Ma in quel momento chiedermi di ridurre una storia di 2000 pagine a 750 fu come chiedermi di spiccare il volo o di svanire nel nulla come sotto un mantello dell'invisibilità. Le alternative proposte furono un e-book (un sacrilegio a cui non mi sottoporrò mai neanche sotto tortura, piuttosto rinuncio alla pubblicazione) e una trilogia. Sebbene la realizzazione di una trilogia sia un sogno accarezzato da tempo, non lo avrei accettato con “L'antica fiamma” per una questione di tempistiche che mi avrebbe portata a posticipare il mio omaggio a Dante all'anno della sua celebrazione. Inoltre la trama avrebbe perso molta della sua atmosfera se suddivisa in tre volumi, non è il genere di storia che possa essere frammentata.Sono consapevole che possa sembrare assurdo ma in quel momento mi sentii veramente morire. Questo è il mio romanzo, quello in cui ho riversato i miei sogni, i miei pensieri più intimi, le mie speranze, in cui ho preso coraggio, col quale riscatto l'adolescente che dovette rinunciare al sogno di creare una magia che potesse salvare gli altri. Ma è anche il romanzo che ho realizzato rinunciando per un anno al resto della mia vita, a sentire gli amici e perfino vederli nei momenti in cui le restrizioni lo permettevano. E' il romanzo che mi ha tenuta stretta al computer per 17 ore giornaliere, ogni giorno per 9 mesi (una vera gestazione!), a costo di rovinarmi la salute, per il quale ho studiato latino e greco, medicina e alchimia. Fu un'avventura straordinaria ma anche un notevole sacrificio... ridurre quelle 2000 pagine a 750 per me era come distruggere oltre metà di quel sacrificio. Ma rinunciarvi sarebbe stato oltremodo peggiore.

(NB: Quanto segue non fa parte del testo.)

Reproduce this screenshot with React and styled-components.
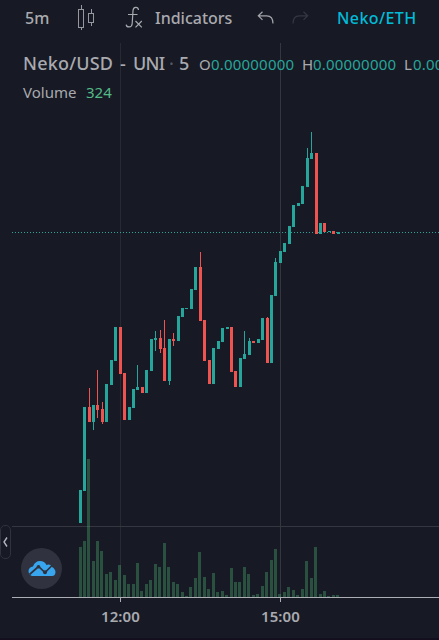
import styled, { createGlobalStyle } from "styled-components"

const GlobalStyle = createGlobalStyle`
    * {
        box-sizing: border-box;
    }

    body {
        margin: 0;
        background-color: #171924;
        overflow: hidden;
    }
`
const Page = styled.div`
    display: flex;
    flex-direction: column;
    width: 439px;
    height: 640px;
    overflow: hidden;
    background-color: #171924;
    border-bottom: 2px solid #130f1f;
    color: #a9aaaf;
    font-family: "Noto Sans", "Open Sans", sans-serif;
    white-space: nowrap;
`
const Toolbar = styled.header`
    display: flex;
    align-items: center;
    height: 36px;
    padding-left: 25px;
    flex-shrink: 0;

    svg {
        flex-shrink: 0;
    }
`
const Label = styled.span`
    display: block;
    flex-shrink: 0;
    width: ${({ $width }) => $width}px;
    margin-right: ${({ $gap }) => $gap || 0}px;
    font-size: ${({ $size }) => $size || 16}px;
    font-weight: ${({ $weight }) => $weight || 500};
    letter-spacing: ${({ $spacing }) => $spacing || 0}px;
    color: ${({ $color }) => $color || "inherit"};
`
const Body = styled.main`
    display: flex;
    height: 562px;
    flex-shrink: 0;
`
const Side = styled.aside`
    width: 12px;
    flex-shrink: 0;
    padding-top: 489px;
`
const Handle = styled.button`
    display: flex;
    align-items: center;
    justify-content: center;
    width: 11px;
    height: 34px;
    padding: 0;
    background: transparent;
    border: 1px solid #30323e;
    border-radius: 5px;
`
const Panel = styled.section`
    position: relative;
    width: 427px;
    height: 562px;
    overflow: hidden;
`
const Plot = styled.svg`
    display: block;
`
const Legend = styled.div`
    position: absolute;
    top: 17px;
    left: 11px;
`
const LegendRow = styled.div`
    display: flex;
    align-items: baseline;
    height: 29px;
    line-height: 20px;
`
const Logo = styled.div`
    position: absolute;
    left: 9px;
    top: 512px;
    display: flex;
    align-items: center;
    justify-content: center;
    width: 41px;
    height: 41px;
    border-radius: 50%;
    background-color: #31323f;
`
const TimeAxis = styled.footer`
    display: flex;
    align-items: center;
    height: 36px;
    padding-left: 101px;
    flex-shrink: 0;
`

const UP = "#26a69a"
const DOWN = "#ef5350"

// [x, top, bottom, color, high, low]
const candles = [
    [79, 490, 523, UP], [83, 407, 491, UP], [88, 407, 422, DOWN, 388], [92, 405, 422, UP, 405, 430],
    [96, 405, 410, DOWN, 370, 418], [101, 409, 422, DOWN, 402, 424], [105, 384, 422, UP], [110, 360, 385, UP],
    [114, 327, 361, UP], [119, 327, 374, DOWN], [123, 373, 420, DOWN], [128, 407, 420, UP],
    [132, 389, 408, UP], [136, 387, 390, UP, 365], [141, 387, 393, DOWN], [145, 370, 393, UP],
    [150, 339, 371, UP], [154, 338, 340, UP, 331, 351], [159, 338, 349, DOWN, 330, 353], [163, 348, 381, DOWN, 320],
    [168, 339, 381, UP, 339, 385], [172, 339, 341, DOWN, 333, 346], [177, 316, 341, UP], [181, 308, 317, UP],
    [185, 308, 309, UP], [190, 289, 309, UP], [194, 267, 290, UP], [199, 267, 321, DOWN, 252],
    [203, 320, 361, DOWN], [208, 360, 384, DOWN], [212, 348, 384, UP], [217, 341, 349, UP],
    [221, 328, 342, UP], [226, 327, 329, UP], [230, 327, 372, DOWN], [234, 371, 387, DOWN],
    [239, 358, 387, UP], [243, 354, 359, UP, 331], [248, 341, 355, UP, 338], [252, 341, 343, DOWN],
    [257, 339, 343, UP], [261, 318, 340, UP], [266, 318, 363, DOWN, 317], [270, 295, 363, UP],
    [274, 262, 296, UP, 258], [279, 251, 263, UP], [283, 243, 252, UP], [288, 226, 244, UP],
    [292, 205, 227, UP], [297, 203, 206, UP], [301, 186, 204, UP], [306, 158, 187, UP, 148],
    [310, 153, 159, UP, 132], [315, 153, 234, DOWN], [319, 223, 234, UP], [323, 223, 232, DOWN],
    [328, 231, 232, UP], [332, 231, 234, DOWN], [337, 232, 234, UP],
]

// [x, top]
const volumes = [
    [79, 547], [83, 541], [87, 459], [92, 561], [96, 541], [100, 551], [105, 574], [109, 572], [114, 580], [118, 565],
    [123, 575], [127, 584], [132, 584], [136, 563], [140, 591], [145, 584], [149, 580], [154, 564], [158, 567], [163, 543],
    [167, 567], [172, 582], [176, 584], [181, 592], [185, 596], [189, 587], [194, 578], [198, 552], [203, 577], [207, 589],
    [212, 573], [216, 592], [221, 591], [225, 595], [230, 568], [234, 582], [238, 582], [243, 567], [247, 574], [252, 595],
    [256, 594], [261, 586], [265, 572], [270, 560], [274, 549], [278, 594], [283, 592], [287, 587], [292, 590], [296, 595],
    [301, 589], [305, 561], [310, 578], [314, 547], [319, 594], [323, 591], [327, 596], [332, 595], [336, 595],
]

const CandlesIcon = () => (
    <svg width="18" height="26" viewBox="0 0 18 26" fill="none" stroke="#97989f" shapeRendering="crispEdges">
        <path d="M1.5 4.5h5v18h-5zM4.5 0v4M4.5 23v2M11.5 8.5h5v9h-5zM14.5 4v4M14.5 18v3" />
    </svg>
)

const FunctionIcon = () => (
    <svg width="19" height="24" viewBox="0 0 19 24" fill="none" stroke="#a9aaaf" strokeWidth="1.2">
        <path d="M13.5 4C13 0.4 8.3 0.5 8 4.8L7.2 17.5C7 22 1.5 21.7 1.2 18.6M3 8.5h9.5M10.5 15l6.3 6.3M16.8 15l-6.3 6.3" />
    </svg>
)

const UndoIcon = ({ color, flip }) => (
    <svg width="18" height="14" viewBox="0 0 18 14" fill="none" stroke={color} strokeWidth="1.2">
        <path d="M5.5 0.7L1.3 4.8l4.2 4.1M1.5 4.8h8.2c4 0 6.3 2.5 6.3 7.7" transform={flip ? "translate(18 0) scale(-1 1)" : undefined} />
    </svg>
)

const Chart = () => (
    <Plot width="427" height="562" viewBox="12 36 427 562" shapeRendering="crispEdges">
        <rect x="120" y="43" width="1" height="554" fill="#282933" />
        <rect x="280" y="43" width="1" height="554" fill="#363640" />
        <rect x="12" y="526" width="427" height="1" fill="#363640" />
        {volumes.map(([x, top]) => (
            <rect key={x} x={x} y={top} width="3" height={597 - top} fill="#4caf72" fillOpacity="0.37" />
        ))}
        <path d="M12 232.5h427" stroke={UP} strokeDasharray="1 2" />
        {candles.map(([x, top, bottom, color, high = top, low = bottom]) => (
            <g key={x} fill={color}>
                <rect x={x + 1} y={high} width="1" height={low - high} />
                <rect x={x} y={top} width="3" height={bottom - top} />
            </g>
        ))}
        <rect x="12" y="597" width="427" height="1" fill="#adaeb3" />
    </Plot>
)

// short marks that hang from the time axis line above each label
const Ticks = styled.div`
    display: flex;
    gap: 159px;
    height: 4px;
    padding-left: 120px;
    margin-bottom: -4px;
    flex-shrink: 0;
`
const Tick = styled.i`
    width: 1px;
    height: 4px;
    background-color: #adaeb3;
`

const App = () => {
    return (
        <Page>
            <GlobalStyle />
            <Toolbar>
                <Label $width={24} $gap={28}>5m</Label>
                <CandlesIcon />
                <Label $width={30} />
                <FunctionIcon />
                <Label $width={11} />
                <Label $width={78} $gap={24}>Indicators</Label>
                <UndoIcon color="#a3a4aa" />
                <Label $width={16} />
                <UndoIcon color="#353741" flip />
                <Label $width={28} />
                <Label $width={80} $spacing={0.4} $color="#00bcd9">Neko/ETH</Label>
            </Toolbar>
            <Body>
                <Side>
                    <Handle>
                        <svg width="5" height="10" viewBox="0 0 5 10" fill="none" stroke="#b2b5be" strokeWidth="1.4">
                            <path d="M4 0.5L1 5l3 4.5" />
                        </svg>
                    </Handle>
                </Side>
                <Panel>
                    <Chart />
                    <Legend>
                        <LegendRow>
                            <Label $width={90} $size={18} $spacing={0.2} $gap={7}>Neko/USD</Label>
                            <Label $width={7} $size={18} $gap={6}>-</Label>
                            <Label $width={31} $size={18} $spacing={-0.7} $gap={5}>UNI</Label>
                            <Label $width={5} $size={18} $gap={5} $color="#555762">·</Label>
                            <Label $width={10} $size={18} $gap={10}>5</Label>
                            <Label $width={12} $size={15} $weight={400}>O</Label>
                            <Label $width={84} $size={15} $weight={400} $spacing={0.2} $gap={7} $color={UP}>0.00000000</Label>
                            <Label $width={11} $size={15} $weight={400}>H</Label>
                            <Label $width={83} $size={15} $weight={400} $spacing={0.2} $gap={8} $color={UP}>0.00000000</Label>
                            <Label $width={9} $size={15} $weight={400}>L</Label>
                            <Label $width={84} $size={15} $weight={400} $spacing={0.2} $color={UP}>0.00000000</Label>
                        </LegendRow>
                        <LegendRow>
                            <Label $width={54} $size={15} $weight={400} $gap={9}>Volume</Label>
                            <Label $width={27} $size={15} $weight={400} $color="#53b987">324</Label>
                        </LegendRow>
                    </Legend>
                    <Logo>
                        <svg width="28" height="17" viewBox="0 0 28 17">
                            <path d="M4 16Q0.5 15 0.5 11Q0.8 7 5 6.5Q7 1 12 1Q16.5 1 18.5 5Q22 3.5 24 7Q27.5 9 27.5 12.5Q27 16 24 16Z" fill="#37a6ef" />
                            <path d="M1.5 14.5L10.5 6.5L17 12.5L24 5.5" fill="none" stroke="#31323f" strokeWidth="1.7" />
                            <circle cx="10.5" cy="6.7" r="1.8" fill="#31323f" />
                            <circle cx="17" cy="12.3" r="2" fill="#31323f" />
                        </svg>
                    </Logo>
                </Panel>
            </Body>
            <Ticks>
                <Tick />
                <Tick />
            </Ticks>
            <TimeAxis>
                <Label $width={40} $size={15} $weight={600} $spacing={0.1} $gap={120}>12:00</Label>
                <Label $width={40} $size={15} $weight={600} $spacing={0.1}>15:00</Label>
            </TimeAxis>
        </Page>
    )
}

export default App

Per un mese restai dunque immersa in quelle pagine per giungere alla stesura definitiva. Alla fine notai il lato comico ma anche sorprendente della faccenda: avevo così a lungo narrato della Nigredo - la fase di pulizia interiore dalle cose inutili - a cui avevo sottoposto i personaggi del romanzo e paradossalmente alla fine dovetti affrontarla io stessa, liberando la trama di tutto il superfluo. Quando giunsi alla stesura finale compresi quanto fosse stato un passaggio sofferto ma necessario. E pensai che forse quel che avevo eliminato potesse perfino tornarmi utile un giorno... ho disseminato qua e là nel romanzo degli agganci per scrivere un possibile seguito (anche per svelare finalmente quale sia il vero finale). Non è detto che la trilogia non possa realizzarsi davvero.